Figure 3 depicts the data model we followed to find similarities between two datasets. In this model, we showed each dataset along with its properties as entities and the similarities between datasets as relationships. Each dataset has a title, endpoint URI, size and other specifications as attributes. It may include many entities and have many similarities to other datasets. The similarity relationship may have different attributes itself for finding the related resources in two datasets. We will apply another workflow after the interlinking later in this paper.

Similarity data model.
It should be highlighted that throughout this study we used JAVA programming language, because of the many advantages that this programming environment provides, including various libraries (e.g., JSON, SET, Jena) in both analysis and Linked Data contexts. Figure 4 depicts the procedure we followed to perform the following tasks in our study:
find the GLOBE resources linked to each target dataset;
discover the total number of resources in GLOBE linked to all targets.

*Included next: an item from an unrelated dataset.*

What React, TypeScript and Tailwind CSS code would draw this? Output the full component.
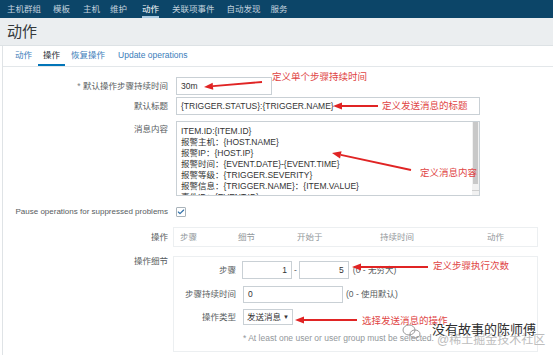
import React from "react";
import { Check } from "lucide-react";

const navItems = [
  { label: "主机群组", cls: "ml-[7px]" },
  { label: "模板", cls: "ml-[12px]" },
  { label: "主机", cls: "ml-[13px]" },
  { label: "维护", cls: "ml-[10px]" },
  { label: "动作", cls: "ml-[15px]", active: true },
  { label: "关联项事件", cls: "ml-[13px]" },
  { label: "自动发现", cls: "ml-[12px]" },
  { label: "服务", cls: "ml-[10px]" },
];

const tabs = [
  { label: "动作" },
  { label: "操作", active: true },
  { label: "恢复操作" },
  { label: "Update operations" },
];

const message = [
  "ITEM.ID:{ITEM.ID}",
  "报警主机：{HOST.NAME}",
  "报警IP：{HOST.IP}",
  "报警时间：{EVENT.DATE}-{EVENT.TIME}",
  "报警等级：{TRIGGER.SEVERITY}",
  "报警信息：{TRIGGER.NAME}：{ITEM.VALUE}",
  "事件ID：{EVENT.ID}",
];

// tail -> head, head gets the point
function Arrow({ x1, y1, x2, y2 }: { x1: number; y1: number; x2: number; y2: number }) {
  const a = Math.atan2(y2 - y1, x2 - x1);
  const len = 9;
  const w = 3.6;
  const bx = x2 - Math.cos(a) * len;
  const by = y2 - Math.sin(a) * len;
  const p1 = `${bx + Math.sin(a) * w},${by - Math.cos(a) * w}`;
  const p2 = `${bx - Math.sin(a) * w},${by + Math.cos(a) * w}`;
  return (
    <g>
      <line x1={x1} y1={y1} x2={bx} y2={by} stroke="#e02424" strokeWidth={1.8} />
      <polygon points={`${x2},${y2} ${p1} ${p2}`} fill="#e02424" />
    </g>
  );
}

function Row({ label, children, top = "" }: { label: React.ReactNode; children: React.ReactNode; top?: string }) {
  return (
    <div className={`flex items-center ${top}`}>
      <div className="w-[165px] shrink-0 text-right text-[#575c60] whitespace-nowrap">{label}</div>
      <div className="ml-[8px]">{children}</div>
    </div>
  );
}

export default function App() {
  return (
    <div className="relative w-[553px] h-[356px] overflow-hidden bg-white text-[8.5px] leading-[11px] font-['Liberation_Sans','Noto_Sans_CJK_SC',sans-serif]">
      {/* top menu */}
      <div className="h-[18px] bg-[#0c4568] flex items-stretch">
        {navItems.map((n) => (
          <div
            key={n.label}
            className={`${n.cls} flex items-center pt-[2px] border-b-2 ${
              n.active ? "border-[#a9c9e0] text-white" : "border-transparent text-[#c3d2de]"
            }`}
          >
            {n.label}
          </div>
        ))}
      </div>

      {/* header */}
      <div className="h-[28px] bg-[#ebeef0] flex items-center pl-[7px] border-b border-[#dde2e5]">
        <span className="text-[15px] leading-[18px] text-[#34383b]">动作</span>
      </div>

      {/* panel */}
      <div className="ml-[2px] border-l border-[#dfe3e6] h-[309px]">
        <div className="h-[21px] border-b border-[#e3e7ea] flex items-stretch pl-[7px] gap-px">
          {tabs.map((t) => (
            <div
              key={t.label}
              className={`px-[5px] flex items-center border-b-2 ${
                t.active ? "border-[#0275b8] text-[#1f2c33]" : "border-transparent text-[#3a7dba]"
              } ${t.label === "Update operations" ? "ml-[2px]" : ""}`}
            >
              {t.label}
            </div>
          ))}
        </div>

        <div className="flex flex-col">
          <Row label={<><span className="text-[#7a7e81]">*</span> 默认操作步骤持续时间</>} top="mt-[10px]">
            <div className="w-[96px] h-[18px] border border-[#c9d0d5] flex items-center pl-[4px] text-[#333]">30m</div>
          </Row>
          <Row label="默认标题" top="mt-[2px]">
            <div className="w-[304px] h-[18px] border border-[#c9d0d5] flex items-center pl-[4px] text-[#333]">
              {"{TRIGGER.STATUS}:{TRIGGER.NAME}"}
            </div>
          </Row>
          <div className="flex items-start mt-[6px]">
            <div className="w-[165px] shrink-0 text-right text-[#575c60] leading-[17px]">消息内容</div>
            <div className="ml-[8px] w-[304px] h-[75px] border border-[#c9d0d5] flex overflow-hidden">
              <div className="flex-1 pl-[4px] pt-[4px] text-[#333] leading-[11px] overflow-hidden">
                {message.map((m) => (
                  <div key={m} className="whitespace-nowrap">{m}</div>
                ))}
              </div>
              <div className="w-[7px] bg-[#f1f1f1] flex flex-col">
                <div className="h-[62px] bg-[#c8c8c8] mx-px" />
                <div className="flex-1" />
                <div className="h-[5px] border-t border-[#d0d0d0]" />
              </div>
            </div>
          </div>

          <div className="flex items-center mt-[11px]">
            <div className="w-[165px] shrink-0 text-right text-[#575c60] whitespace-nowrap text-[8px] leading-[10px]">
              Pause operations for suppressed problems
            </div>
            <div className="ml-[8px] w-[10px] h-[10px] border border-[#a9b3ba] rounded-[1px] flex items-center justify-center bg-white">
              <Check size={8} strokeWidth={3.5} className="text-[#2f6fa8]" />
            </div>
          </div>

          <div className="flex items-center mt-[10px]">
            <div className="w-[165px] shrink-0 text-right text-[#575c60]">操作</div>
            <div className="ml-[5px] w-[365px] h-[20px] border border-[#eceff1] grid grid-cols-[58px_59px_83px_107px_1fr] items-center pl-[6px] text-[#92979b]">
              <span>步骤</span>
              <span>细节</span>
              <span>开始于</span>
              <span>持续时间</span>
              <span>动作</span>
            </div>
          </div>

          <div className="flex items-start mt-[9px]">
            <div className="w-[165px] shrink-0 text-right text-[#575c60]">操作细节</div>
            <div className="ml-[5px] w-[365px] border border-[#eceff1] pt-[4px] pb-[7px] flex flex-col">
              <div className="flex items-center">
                <div className="w-[62px] text-right text-[#575c60]">步骤</div>
                <div className="ml-[6px] flex items-center">
                  <div className="w-[50px] h-[18px] border border-[#c9d0d5] flex items-center justify-end pr-[4px] text-[#333]">1</div>
                  <span className="mx-[2px] text-[#575c60]">-</span>
                  <div className="w-[50px] h-[18px] border border-[#c9d0d5] flex items-center justify-end pr-[4px] text-[#333]">5</div>
                  <span className="ml-[4px] text-[#575c60]">(0 - 无穷大)</span>
                </div>
              </div>
              <div className="flex items-center mt-[7px]">
                <div className="w-[62px] text-right text-[#575c60] whitespace-nowrap">步骤持续时间</div>
                <div className="ml-[7px] flex items-center">
                  <div className="w-[100px] h-[17px] border border-[#c9d0d5] flex items-center pl-[4px] text-[#333]">0</div>
                  <span className="ml-[3px] text-[#575c60]">(0 - 使用默认)</span>
                </div>
              </div>
              <div className="flex items-center mt-[6px]">
                <div className="w-[62px] text-right text-[#575c60]">操作类型</div>
                <div className="ml-[7px] w-[50px] h-[16px] border border-[#c9d0d5] flex items-center justify-between px-[3px] text-[#333]">
                  <span>发送消息</span>
                  <span className="text-[6px]">▼</span>
                </div>
              </div>
              <div className="ml-[69px] mt-[8px] text-[#92979b] whitespace-nowrap">
                * At least one user or user group must be selected.
              </div>
            </div>
          </div>
        </div>
      </div>

      {/* annotations */}
      <svg className="absolute left-0 top-0 pointer-events-none" width={553} height={356}>
        <Arrow x1={262} y1={82} x2={204} y2={87} />
        <Arrow x1={378} y1={106} x2={333} y2={106} />
        <Arrow x1={411} y1={170} x2={332} y2={153} />
        <Arrow x1={428} y1={267} x2={352} y2={267} />
        <Arrow x1={357} y1={320} x2={295} y2={320} />
        <g stroke="#9a9a9a" strokeWidth={1} fill="none">
          <ellipse cx={409} cy={330} rx={6} ry={5} />
          <ellipse cx={415} cy={334} rx={5} ry={4} />
        </g>
      </svg>
      <span className="absolute left-[272px] top-[71px] text-[9.5px] leading-[12px] text-[#e04545] whitespace-nowrap">定义单个步骤持续时间</span>
      <span className="absolute left-[382px] top-[100px] text-[9.5px] leading-[12px] text-[#e04545] whitespace-nowrap">定义发送消息的标题</span>
      <span className="absolute left-[420px] top-[167px] text-[9.5px] leading-[12px] text-[#e04545] whitespace-nowrap">定义消息内容</span>
      <span className="absolute left-[433px] top-[260px] text-[9.5px] leading-[12px] text-[#e04545] whitespace-nowrap">定义步骤执行次数</span>
      <span className="absolute left-[362px] top-[315px] text-[9.5px] leading-[12px] text-[#e04545] whitespace-nowrap">选择发送消息的操作</span>

      {/* watermark */}
      <span className="absolute left-[437px] top-[333px] text-[12px] leading-[14px] text-[#bdbdbd] whitespace-nowrap">@稀土掘金技术社区</span>
      <span className="absolute left-[432px] top-[322px] text-[13px] leading-[16px] text-[#2f2f2f] whitespace-nowrap [text-shadow:0_0_2px_#fff]">没有故事的陈师傅</span>
    </div>
  );
}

Workflow of finding linked resources in targets.
To address the first goal, we used a set, as a distinct list of elements, to remove the duplicates in both source and target datasets. In some of the outputs, we had to split the file into several small ones, as the size of file was more than 1 Gb (as it included a million records) and the program could not process them with the available hardware resources. To achieve the second goal, we used the same approach extended for all datasets. In particular, the program retrieved the GLOBE resources in each output and added them to a final set to calculate the total number of resources overall. Appendix 2 illustrates the final output of LIMES result after running it against GLOBE and 20 educational datasets.
4. Discussion and results
As mentioned earlier, we used LIMES as the interlinking tool, to connect the candidate metadata elements (Title, Keyword, Taxon and Coverage) to the LOD datasets. Here, we categorize the results in four sections and present an analysis for each one.
4.1. Interlinking GLOBE elements to educational datasets
Figure 5 illustrates the interlinking results between GLOBE resources and the selected datasets. Figure 6 also depicts the GLOBE resource distribution among the target datasets. Below we report each element analysis in detail.

Interlinking results between GLOBE and target datasets based on four elements in GLOBE.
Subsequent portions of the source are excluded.